Here, the child shifts to a tone of hope as he finally accepts fate. The boats shall never return, but end up as someone else’s possession. Either way, he has no control over time but can only be optimistic about what might happen.
Although this poem is presumably nothing else but a simple and relatable narrative for children, it can also be interpreted as a metaphor for the general nature of life. Human beings are just like boats, going forward for a long time with no surety of what the future holds. The river is like our fate, which is mysterious and takes us on a ride according to its own whims.
The literary devices used in the poem ‘Where Go the boats?’ are imagery, enjambment, repetition, metaphor, and personification.
The phrases golden, trees, green leaves, castles, etc. are examples of imagery that the poet has used to give a good visual impression of nature and childhood.
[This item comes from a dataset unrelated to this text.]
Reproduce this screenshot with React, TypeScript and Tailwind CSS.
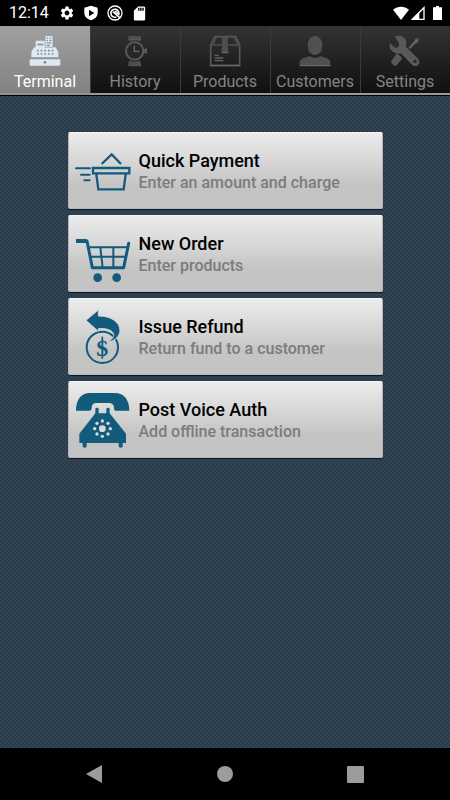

Several continuous lines in the poem are the same sentence. For instance, It flows along forever with trees on either hand and Other little children shall bring my boats ashore.
In the poem, the phrase away down has been repeated thrice.
Castles – Here, the ripples and contortions formed by the foam on the water are compared to castles.
Boats of mine a-boating – Here, the boats are personified as living entities that are boating on their own along the river.